AIM: Leave out the pictures, and retype only the lines from the beginning of the material through the line that contains "import React from 'react';", including both.

DATA LINES:
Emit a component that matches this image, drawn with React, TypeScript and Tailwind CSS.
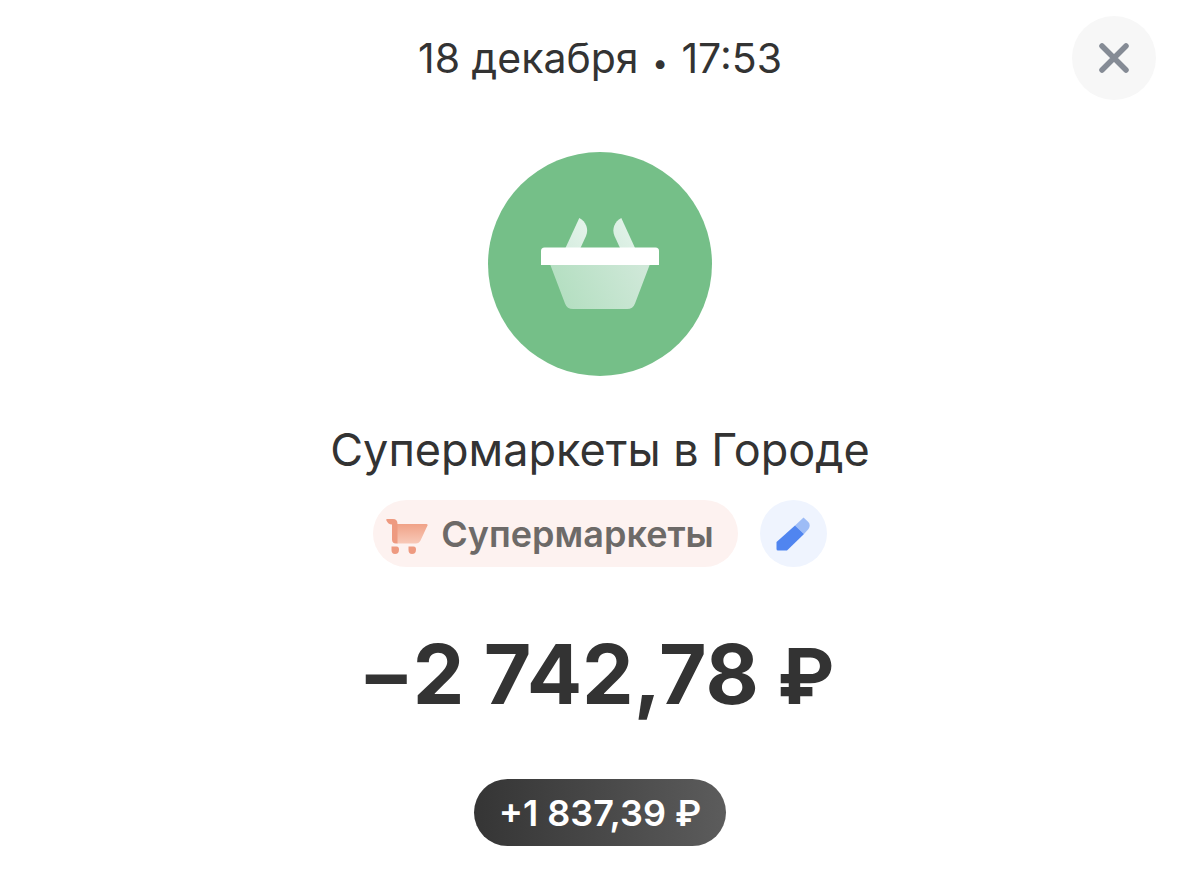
import React from 'react';

const BasketIcon: React.FC = () => (
  <svg viewBox="0 0 140 119" className="w-[140px]" aria-hidden="true">
    <defs>
      <linearGradient id="basket-body" gradientUnits="userSpaceOnUse" x1="35" y1="96" x2="112" y2="60">
        <stop offset="0" stopColor="#b5dfc2" />
        <stop offset="1" stopColor="#cfe8d8" />
      </linearGradient>
      <linearGradient id="basket-handle" x1="0" y1="1" x2="1" y2="0">
        <stop offset="0" stopColor="#d6ede0" />
        <stop offset="1" stopColor="#e6f4eb" />
      </linearGradient>
    </defs>
    <path d="M49.3 13C56 16.5 59 24 56 31L50 44H35Z" fill="url(#basket-handle)" />
    <path d="M91.3 13C84.5 16.5 81.5 24 84.5 31L90.5 44H105.5Z" fill="url(#basket-handle)" />
    <path d="M20 59H120L105 98.500Q103 104 97 104H43Q37 104 35 98.500Z" fill="url(#basket-body)" />
    <path d="M11 60V46Q11 42.500 14.500 42.500H125.500Q129 42.500 129 46V60Z" fill="#fff" />
  </svg>
);

const CartIcon: React.FC = () => (
  <svg viewBox="0 -5 42 41" className="w-[42px] shrink-0" aria-hidden="true">
    <defs>
      <linearGradient id="cart-body" x1="0" y1="0" x2="0" y2="1">
        <stop offset="0" stopColor="#f0a287" />
        <stop offset="1" stopColor="#f8c9b8" />
      </linearGradient>
    </defs>
    <path d="M11 6H40.500Q42 6 41.500 7.500L34.500 22.500Q33 25.500 30 25.500H11Z" fill="url(#cart-body)" />
    <path d="M1 1H7Q11.500 1 11.500 6V25.500H10Q6 25.500 6 21.500V6.500Q2 6.500 0.300 2.300Q0 1 1 1Z" fill="#ee9a80" />
    <path d="M5.500 28.500H10.500Q13 28.500 13 31.500Q13 36 9 36Q5.500 36 5.500 32Z" fill="#ee9a80" />
    <path d="M22.500 28.500H27.500Q30 28.500 30 31.500Q30 36 26 36Q22.500 36 22.500 32Z" fill="#ee9a80" />
  </svg>
);

const PencilIcon: React.FC = () => (
  <svg viewBox="0 0 34 34" className="w-[34px]" aria-hidden="true">
    <path d="M19 8.500L27.500 0.500L32.300 5Q35 8 32.500 12L28 17Z" fill="#9dbcf6" />
    <path d="M0.500 25L19 8.500L28 17L11 33.500H2Q0.500 33.500 0.500 32Z" fill="#5085f0" />
  </svg>
);

const CloseIcon: React.FC = () => (
  <svg viewBox="0 0 32 32" className="w-8" fill="none" stroke="#858b95" strokeWidth="5.5" strokeLinecap="round" aria-hidden="true">
    <path d="M4 4L28 28M28 4L4 28" />
  </svg>
);

export default function App() {
  return (
    <main className="min-h-screen bg-white text-[#333333] font-['Inter',sans-serif] pb-11">
      <header className="grid grid-cols-[84px_1fr_84px] items-center px-11 pt-4">
        <time className="col-start-2 text-center text-[41px] leading-[48px]">
          18 декабря <span className="text-[28px] leading-none px-0.5">•</span> 17:53
        </time>
        <button
          type="button"
          aria-label="Закрыть"
          className="size-[84px] rounded-full bg-[#f7f7f7] flex items-center justify-center cursor-pointer"
        >
          <CloseIcon />
        </button>
      </header>

      <section className="flex flex-col items-center">
        <div className="mt-[52px] size-[224px] rounded-full bg-[#75bf88] flex items-center justify-center">
          <BasketIcon />
        </div>

        <h1 className="mt-[46px] text-[45px] leading-[56px] text-center">Супермаркеты в Городе</h1>

        {/* Category and its edit button */}
        <div className="mt-[22px] flex items-center gap-[22px]">
          <button
            type="button"
            className="h-[67px] rounded-full bg-[#fdf2f0] pl-[13px] pr-6 flex items-center gap-[13px] text-[36px] font-semibold text-[#6d6a68] cursor-pointer"
          >
            <CartIcon />
            <span>Супермаркеты</span>
          </button>
          <button
            type="button"
            aria-label="Изменить категорию"
            className="size-[67px] rounded-full bg-[#eff4fe] flex items-center justify-center cursor-pointer"
          >
            <PencilIcon />
          </button>
        </div>

        <p className="mt-[60px] text-[82px] leading-[96px] font-bold whitespace-nowrap">
          <span className="mr-1.5">–</span>2&nbsp;742,78<span className="text-[77px] leading-none">&nbsp;₽</span>
        </p>

        {/* Cashback */}
        <div className="mt-14 h-[67px] rounded-full bg-linear-to-r from-[#353535] to-[#5c5c5c] px-[25px] flex items-center text-[36px] font-semibold text-white whitespace-nowrap">
          +1&nbsp;837,39&nbsp;₽
        </div>
      </section>
    </main>
  );
}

WRITTEN RESPONSE:
Emit a component that matches this image, drawn with React, TypeScript and Tailwind CSS.
import React from 'react';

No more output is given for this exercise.